In this paper, we introduced a new framework based on autoencoder and CNN to address the fish recognition problem in an open-set manner. However, due to a very large number of available images, complexity increases remarkably and gives rise to a huge cost and time waste. So, removing irrelevant images or unseen targets can be a significant strategy to help reduce the volume of the input images to the classification module. One of the most applicable technique to properly tackle this critical challenge is to employ an autoencoder that technically removes the unseen or inappropriate images before classification step. For example, some images with insufficient quality and inappropriate resolution are eliminated by AE. In the proposed method, an AE was employed to properly train and carefully distinguish between seen and unseen species. In other words, the AE filtered out species that are not in our training set. To do so, the AE was trained to reconstruct the available species with high accuracy. Thus, in the case of unseen species, the reconstruction error was too high. Therefore, we could prevent the unseen species from going to the classifier section with 95.2% accuracy.
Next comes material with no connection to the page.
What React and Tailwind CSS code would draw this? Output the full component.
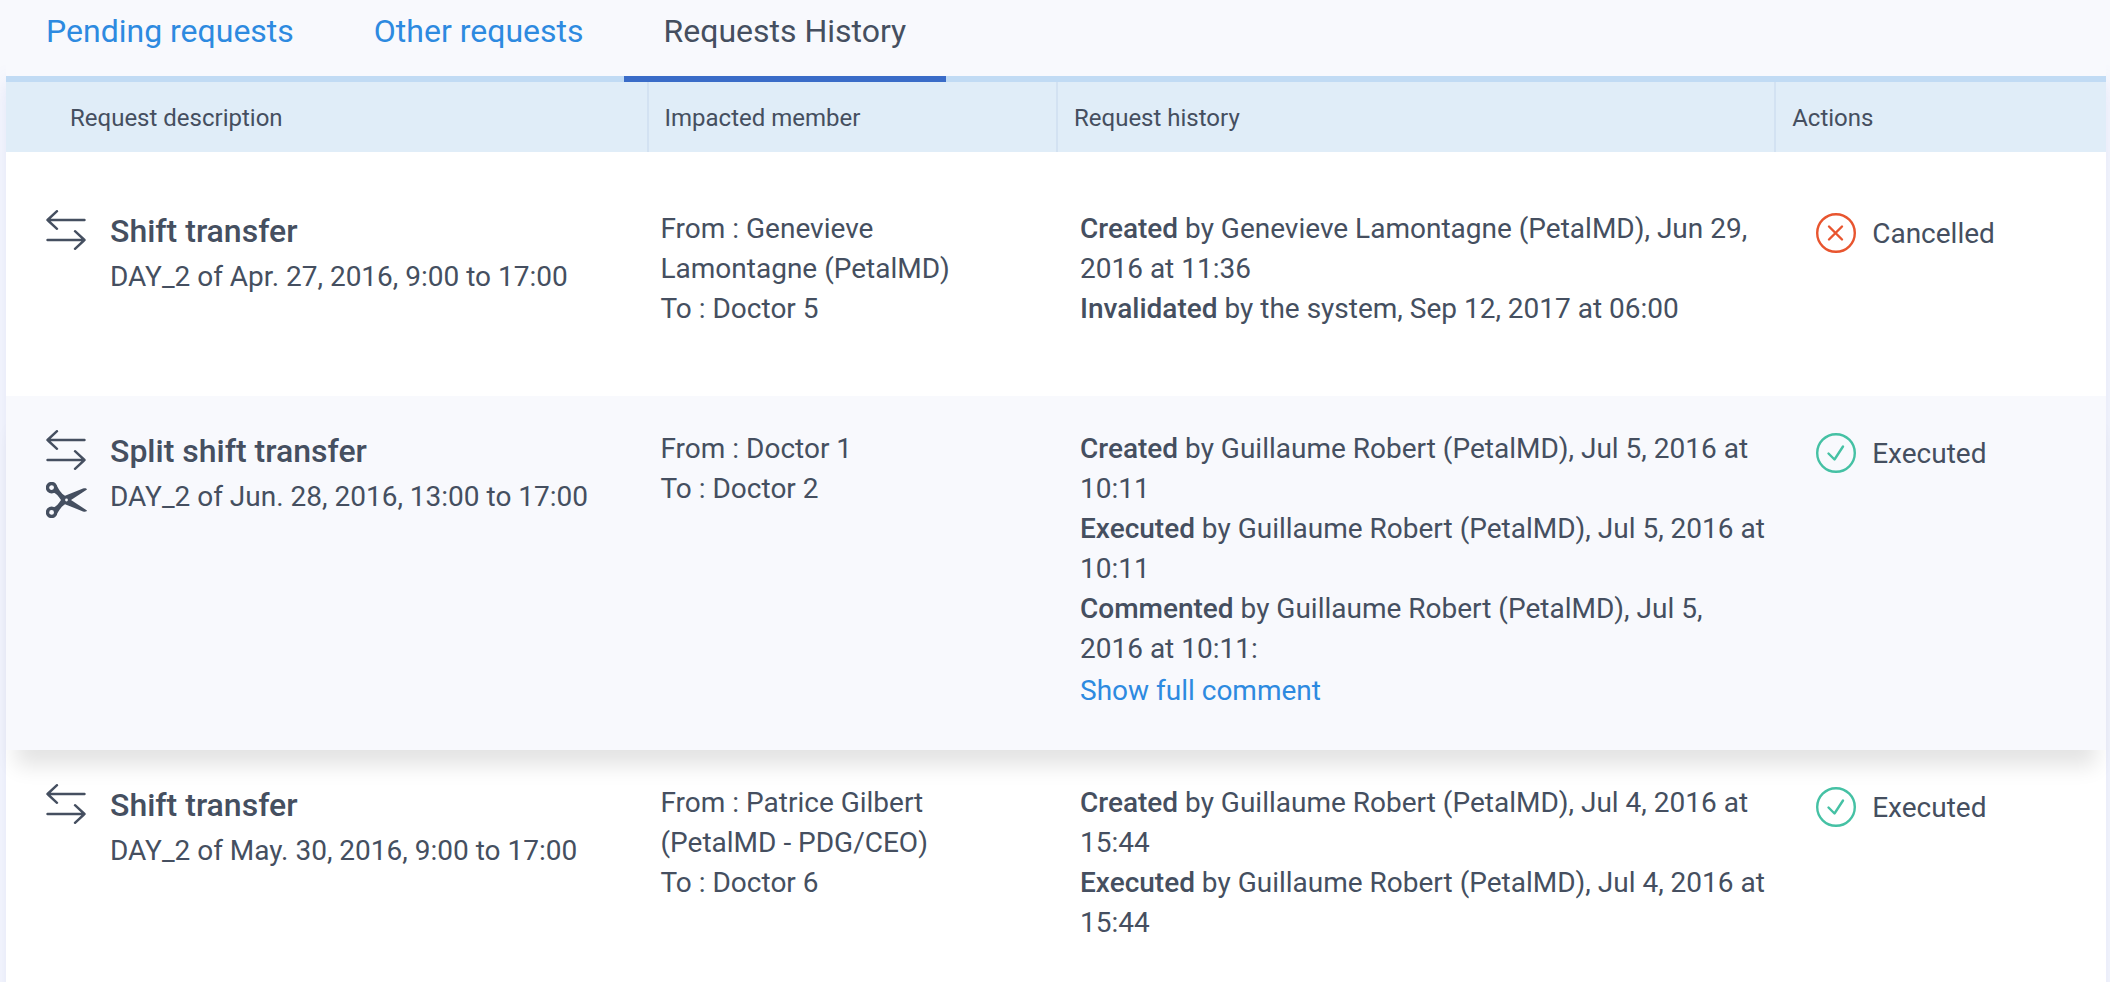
import React, { useState } from 'react';

const tabs = ['Pending requests', 'Other requests', 'Requests History'];

const requests = [
  {
    id: 1,
    title: 'Shift transfer',
    shift: 'DAY_2 of Apr. 27, 2016, 9:00 to 17:00',
    from: 'Genevieve Lamontagne (PetalMD)',
    to: 'Doctor 5',
    history: [
      { action: 'Created', text: 'by Genevieve Lamontagne (PetalMD), Jun 29, 2016 at 11:36' },
      { action: 'Invalidated', text: 'by the system, Sep 12, 2017 at 06:00' },
    ],
    status: 'Cancelled',
  },
  {
    id: 2,
    title: 'Split shift transfer',
    shift: 'DAY_2 of Jun. 28, 2016, 13:00 to 17:00',
    split: true,
    from: 'Doctor 1',
    to: 'Doctor 2',
    history: [
      { action: 'Created', text: 'by Guillaume Robert (PetalMD), Jul 5, 2016 at 10:11' },
      { action: 'Executed', text: 'by Guillaume Robert (PetalMD), Jul 5, 2016 at 10:11' },
      { action: 'Commented', text: 'by Guillaume Robert (PetalMD), Jul 5, 2016 at 10:11:' },
    ],
    hasComment: true,
    status: 'Executed',
  },
  {
    id: 3,
    title: 'Shift transfer',
    shift: 'DAY_2 of May. 30, 2016, 9:00 to 17:00',
    from: 'Patrice Gilbert (PetalMD - PDG/CEO)',
    to: 'Doctor 6',
    history: [
      { action: 'Created', text: 'by Guillaume Robert (PetalMD), Jul 4, 2016 at 15:44' },
      { action: 'Executed', text: 'by Guillaume Robert (PetalMD), Jul 4, 2016 at 15:44' },
    ],
    status: 'Executed',
  },
];

const TransferIcon = () => (
  <svg
    width="40"
    height="40"
    viewBox="0 0 40 40"
    fill="none"
    stroke="currentColor"
    strokeWidth="2.4"
    strokeLinecap="round"
    strokeLinejoin="round"
    aria-hidden="true"
  >
    <path d="M38.500 10H1.500M11 1.200L1.500 10L11 18.800" />
    <path d="M1.500 30H38.500M29 21.200L38.500 30L29 38.800" />
  </svg>
);

const ScissorsIcon = () => (
  <svg width="42" height="36" viewBox="0 0 42 36" aria-hidden="true">
    <g fill="none" stroke="currentColor" strokeWidth="3.4">
      <circle cx="5.600" cy="5.600" r="4.100" />
      <circle cx="5.600" cy="30.400" r="4.100" />
    </g>
    <path
      fill="currentColor"
      fillRule="evenodd"
      d="M10.500 3.500C12.500 6.500 15 11.500 19 13.800L37 6.600C39 6 40.500 6.300 41 7.500L25 18L41 28.500C40.500 29.700 39 30 37 29.400L19 22.200C15 24.500 12.500 29.500 10.500 32.500L6.500 26C10 25 12.800 21.500 15 18C12.800 14.500 10 11 6.500 10ZM20.500 16.600a1.400 1.400 0 1 0 0 2.800a1.400 1.400 0 1 0 0-2.800Z"
    />
  </svg>
);

const StatusIcon = ({ status }) => {
  const cancelled = status === 'Cancelled';
  return (
    <svg
      width="40"
      height="40"
      viewBox="0 0 40 40"
      fill="none"
      stroke="currentColor"
      strokeWidth="2.4"
      strokeLinecap="round"
      strokeLinejoin="round"
      className={cancelled ? 'shrink-0 text-[#e8552f]' : 'shrink-0 text-[#45c1a4]'}
      aria-hidden="true"
    >
      <circle cx="20" cy="20" r="18.800" />
      {cancelled ? (
        <path d="M13 13.500L26 26.500M26 13.500L13 26.500" />
      ) : (
        <path d="M12.500 20.500L18.500 26.500L27 13.500" />
      )}
    </svg>
  );
};

const HeaderCell = ({ children, first }) => (
  <th
    scope="col"
    className={
      first
        ? 'h-[70px] pt-0.5 pl-16 text-left text-2xl font-normal'
        : 'h-[70px] border-l-2 border-[#d3e2f2] pt-0.5 pl-4 text-left text-2xl font-normal'
    }
  >
    {children}
  </th>
);

const RequestRow = ({ request, first }) => {
  const [expanded, setExpanded] = useState(false);

  return (
    <tr
      className={
        request.split
          ? 'relative z-10 bg-[#f8f9fd] align-top shadow-[0_26px_20px_-10px_rgba(0,0,0,0.11)]'
          : 'bg-white align-top'
      }
    >
      <td className={first ? 'h-[244px] pt-[57px] pl-10' : 'h-[220px] pt-[33px] pl-10'}>
        <div className="flex gap-6">
          <div className="flex w-10 shrink-0 flex-col gap-3 pt-px">
            <TransferIcon />
            {request.split && <ScissorsIcon />}
          </div>
          <div>
            <h2 className="mb-1 text-[32px] leading-[44px] font-medium">{request.title}</h2>
            <p>{request.shift}</p>
          </div>
        </div>
      </td>
      <td className={first ? 'pt-[57px] pr-12 pl-3.5' : 'pt-[33px] pr-12 pl-3.5'}>
        <p>{`From : ${request.from}`}</p>
        <p>{`To : ${request.to}`}</p>
      </td>
      <td className={first ? 'pt-[57px] pr-2 pb-[39px] pl-6' : 'pt-[33px] pr-2 pb-[39px] pl-6'}>
        {request.history.map((entry) => (
          <p key={entry.action}>
            <strong className="font-medium">{entry.action}</strong>
            {` ${entry.text}`}
          </p>
        ))}
        {request.hasComment && (
          <button
            type="button"
            aria-expanded={expanded}
            onClick={() => setExpanded(!expanded)}
            className="mt-0.5 block cursor-pointer text-[#2d8ae0] hover:underline"
          >
            Show full comment
          </button>
        )}
      </td>
      <td className={first ? 'pt-[57px] pl-[42px]' : 'pt-[33px] pl-[42px]'}>
        <div className="flex items-center gap-4 pt-[3px]">
          <StatusIcon status={request.status} />
          <span className="pt-0.5">{request.status}</span>
        </div>
      </td>
    </tr>
  );
};

const App = () => {
  const [activeTab, setActiveTab] = useState('Requests History');

  return (
    <div className="h-screen overflow-hidden bg-[#f8f9fd] pr-1 pl-1.5 font-[Roboto,sans-serif] text-[28px] leading-10 text-[#454f60]">
      <nav className="relative z-10 flex border-b-6 border-[#c1dbf4] bg-[#f8f9fd]" role="tablist">
        {tabs.map((tab) => (
          <button
            key={tab}
            type="button"
            role="tab"
            aria-selected={tab === activeTab}
            onClick={() => setActiveTab(tab)}
            className={
              tab === activeTab
                ? '-mb-1.5 cursor-pointer border-b-6 border-[#3a6cc8] px-10 pt-[11px] pb-[25px] text-[32px]'
                : 'cursor-pointer px-10 pt-[11px] pb-[25px] text-[32px] text-[#2d8ae0]'
            }
          >
            {tab}
          </button>
        ))}
      </nav>
      <main className="min-h-screen bg-white shadow-[0_0_20px_rgba(90,110,220,0.15)]">
        <table className="w-full table-fixed border-separate border-spacing-0">
          <colgroup>
            <col className="w-[30.5%]" />
            <col className="w-[19.5%]" />
            <col className="w-[34.2%]" />
            <col />
          </colgroup>
          <thead className="bg-[#e0edf8]">
            <tr>
              <HeaderCell first>Request description</HeaderCell>
              <HeaderCell>Impacted member</HeaderCell>
              <HeaderCell>Request history</HeaderCell>
              <HeaderCell>Actions</HeaderCell>
            </tr>
          </thead>
          <tbody>
            {requests.map((request, index) => (
              <RequestRow key={request.id} request={request} first={index === 0} />
            ))}
          </tbody>
        </table>
      </main>
    </div>
  );
};

export default App;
After that, a classifier based on EfficientNet was trained to precisely classify the samples that are accepted by the AE, i.e. the samples that had small reconstruction error. Moreover, the proposed CNN in this paper is small and has fast inference time. It is worth mentioning that the size of dataset helps avoid any overfitting. Our proposed method was evaluated utilizing WildFish dataset and compared to the state-of-the-art methods. The proposed method achieved 93.7% accuracy in open-set scenario.